Underrepresented Populations¶
The synthetic population is calibrated against recent Census ACS estimates. Because ACS itself has coverage gaps, calibration includes small margins of error. Replica does not require seeing all mobile devices in a given area — access to mobile devices is not necessary for scaling samples to represent movements of all people.
Rural and Sparsely Populated Areas¶
Replica uses a composite of data sources with national coverage. Rural areas with lower population density do have coverage, but the data will reflect that lower density. Transit data coverage is more limited in rural areas because Replica currently models transit agencies with a minimum ridership threshold of 500 daily boardings per route; smaller agencies in smaller cities often lack transit coverage.
Common Query Gotchas¶
Why do some trips have no person data?¶
Trips with no person data (age, home location, etc.) are either:
- Commercial (freight) trips — these are vehicle movements, not person trips.
- Visitor trips — Replica does not attach demographic attributes to visitors.

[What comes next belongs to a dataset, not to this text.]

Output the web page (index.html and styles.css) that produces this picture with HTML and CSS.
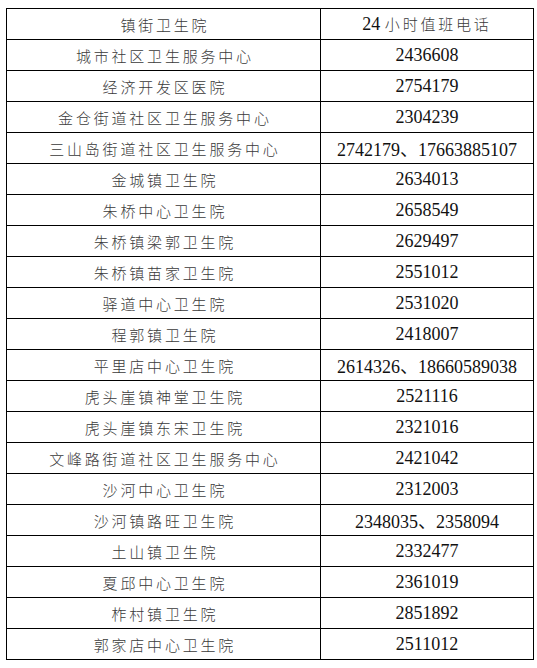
FILE: index.html
```html
<!DOCTYPE html>
<html lang="zh">
<head>
<meta charset="utf-8">
<link rel="stylesheet" href="styles.css">
</head>
<body>
<div class="wrap">
<table class="tbl">
<tr><td class="name">镇街卫生院</td><td class="num">24 <span class="cn">小时值班电话</span></td></tr>
<tr><td class="name">城市社区卫生服务中心</td><td class="num">2436608</td></tr>
<tr><td class="name">经济开发区医院</td><td class="num">2754179</td></tr>
<tr><td class="name">金仓街道社区卫生服务中心</td><td class="num">2304239</td></tr>
<tr><td class="name">三山岛街道社区卫生服务中心</td><td class="num">2742179、17663885107</td></tr>
<tr><td class="name">金城镇卫生院</td><td class="num">2634013</td></tr>
<tr><td class="name">朱桥中心卫生院</td><td class="num">2658549</td></tr>
<tr><td class="name">朱桥镇梁郭卫生院</td><td class="num">2629497</td></tr>
<tr><td class="name">朱桥镇苗家卫生院</td><td class="num">2551012</td></tr>
<tr><td class="name">驿道中心卫生院</td><td class="num">2531020</td></tr>
<tr><td class="name">程郭镇卫生院</td><td class="num">2418007</td></tr>
<tr><td class="name">平里店中心卫生院</td><td class="num">2614326、18660589038</td></tr>
<tr><td class="name">虎头崖镇神堂卫生院</td><td class="num">2521116</td></tr>
<tr><td class="name">虎头崖镇东宋卫生院</td><td class="num">2321016</td></tr>
<tr><td class="name">文峰路街道社区卫生服务中心</td><td class="num">2421042</td></tr>
<tr><td class="name">沙河中心卫生院</td><td class="num">2312003</td></tr>
<tr><td class="name">沙河镇路旺卫生院</td><td class="num">2348035、2358094</td></tr>
<tr><td class="name">土山镇卫生院</td><td class="num">2332477</td></tr>
<tr><td class="name">夏邱中心卫生院</td><td class="num">2361019</td></tr>
<tr><td class="name">柞村镇卫生院</td><td class="num">2851892</td></tr>
<tr><td class="name">郭家店中心卫生院</td><td class="num">2511012</td></tr>
</table>
</div>
</body>
</html>
```
FILE: styles.css
```css
html, body {
  margin: 0;
  padding: 0;
  background: #fff;
}
.wrap {
  padding: 8px 0 0 6px;
}
.tbl {
  border-collapse: collapse;
  width: 528px;
  table-layout: fixed;
}
.tbl td {
  border: 1px solid #000;
  height: 31px;
  padding: 0;
  text-align: center;
  vertical-align: middle;
  box-sizing: border-box;
  white-space: nowrap;
}
.tbl td.name {
  width: 314px;
  font-family: "Noto Sans CJK SC", sans-serif;
  font-weight: 300;
  font-size: 15px;
  letter-spacing: 2.8px;
  text-indent: 2.8px;
  color: #3a3a3a;
}
.tbl td.num {
  font-family: "Liberation Serif", "Noto Sans CJK SC", serif;
  font-size: 18px;
  color: #111;
}
.cn {
  font-family: "Noto Sans CJK SC", sans-serif;
  font-weight: 300;
  font-size: 15px;
  letter-spacing: 2.8px;
  color: #3a3a3a;
}
```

Why do "WORK" trips appear for unemployed people?¶
A small percentage of unemployed people taking WORK trips is expected. The synthetic population uses ACS data that covers an entire year and classifies employment as a binary (employed/unemployed). An "unemployed" person may have been employed occasionally, held a part-time or temporary job, or fall into categories like:
- Unemployed workers going to job interviews
- Day laborers
- Students categorized as not in the labor force but still commuting to part-time jobs
Data Configs¶
Located in populationgen/configs/:
- usa.yaml and mini_kc.yaml — current season configs
- {season}/ — archived configs for past seasons
- ingestion/ — unmanaged source ingestion configs
Building¶
- Manual:
arti build <path> - Preferred for USA: use the run-population GitHub Action workflow
Publishing¶
Published to GCS: gs://core_data_products/population/{season}/{version}/{region}.yaml
The mini_kc config must build successfully before merging to master (enforced by CI).